# Given instruction:
Without the pictures, return all of the material exactly as written.

# Material provided:
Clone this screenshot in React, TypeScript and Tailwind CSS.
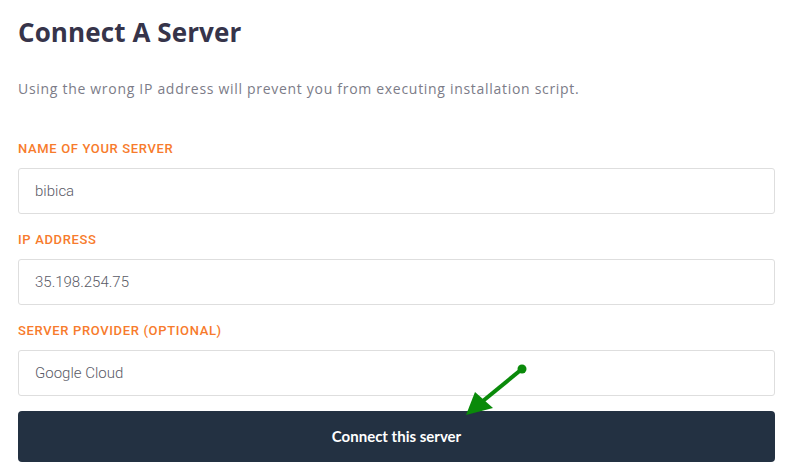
import React from "react";

function Field({ label, value }: { label: string; value: string }) {
  return (
    <div className="flex flex-col">
      <label className="text-[13px] leading-[16px] font-medium tracking-[0.65px] text-[#f77b2c] font-['Roboto',sans-serif]">
        {label}
      </label>
      <div className="mt-[11px] h-[46px] border border-[#dedede] rounded-[3px] flex items-center pl-[16px] text-[15px] text-[#5a5a66] font-['Roboto',sans-serif] font-light">
        {value}
      </div>
    </div>
  );
}

export default function App() {
  return (
    <div className="w-[792px] h-[476px] bg-white overflow-hidden pl-[18px] pr-[17px] relative">
      <h1 className="pt-[15px] text-[26px] leading-[34px] font-bold text-[#36344a] tracking-[0.1px] font-['Open_Sans',sans-serif]">
        Connect A Server
      </h1>
      <p className="mt-[30px] text-[14px] leading-[20px] text-[#7c7c88] tracking-[0.7px] font-['Open_Sans',sans-serif]">
        Using the wrong IP address will prevent you from executing installation script.
      </p>
      <div className="mt-[42px] flex flex-col gap-[18px]">
        <Field label="NAME OF YOUR SERVER" value="bibica" />
        <Field label="IP ADDRESS" value="35.198.254.75" />
        <Field label="SERVER PROVIDER (OPTIONAL)" value="Google Cloud" />
      </div>
      <button className="mt-[15px] w-full h-[51px] rounded-[4px] bg-[#233142] text-white text-[15px] font-bold font-['Lato',sans-serif] flex items-center justify-center">
        Connect this server
      </button>
      <svg className="absolute left-0 top-0 pointer-events-none" width="792" height="476">
        <line x1="522" y1="369" x2="478" y2="405" stroke="#0a8a0a" strokeWidth="4" />
        <circle cx="522" cy="369" r="4.5" fill="#0a8a0a" />
        <polygon points="466,415 475,392 493,408" fill="#0a8a0a" />
      </svg>
    </div>
  );
}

# Task output:
Clone this screenshot in React, TypeScript and Tailwind CSS.
import React from "react";

function Field({ label, value }: { label: string; value: string }) {
  return (
    <div className="flex flex-col">
      <label className="text-[13px] leading-[16px] font-medium tracking-[0.65px] text-[#f77b2c] font-['Roboto',sans-serif]">
        {label}
      </label>
      <div className="mt-[11px] h-[46px] border border-[#dedede] rounded-[3px] flex items-center pl-[16px] text-[15px] text-[#5a5a66] font-['Roboto',sans-serif] font-light">
        {value}
      </div>
    </div>
  );
}

export default function App() {
  return (
    <div className="w-[792px] h-[476px] bg-white overflow-hidden pl-[18px] pr-[17px] relative">
      <h1 className="pt-[15px] text-[26px] leading-[34px] font-bold text-[#36344a] tracking-[0.1px] font-['Open_Sans',sans-serif]">
        Connect A Server
      </h1>
      <p className="mt-[30px] text-[14px] leading-[20px] text-[#7c7c88] tracking-[0.7px] font-['Open_Sans',sans-serif]">
        Using the wrong IP address will prevent you from executing installation script.
      </p>
      <div className="mt-[42px] flex flex-col gap-[18px]">
        <Field label="NAME OF YOUR SERVER" value="bibica" />
        <Field label="IP ADDRESS" value="35.198.254.75" />
        <Field label="SERVER PROVIDER (OPTIONAL)" value="Google Cloud" />
      </div>
      <button className="mt-[15px] w-full h-[51px] rounded-[4px] bg-[#233142] text-white text-[15px] font-bold font-['Lato',sans-serif] flex items-center justify-center">
        Connect this server
      </button>
      <svg className="absolute left-0 top-0 pointer-events-none" width="792" height="476">
        <line x1="522" y1="369" x2="478" y2="405" stroke="#0a8a0a" strokeWidth="4" />
        <circle cx="522" cy="369" r="4.5" fill="#0a8a0a" />
        <polygon points="466,415 475,392 493,408" fill="#0a8a0a" />
      </svg>
    </div>
  );
}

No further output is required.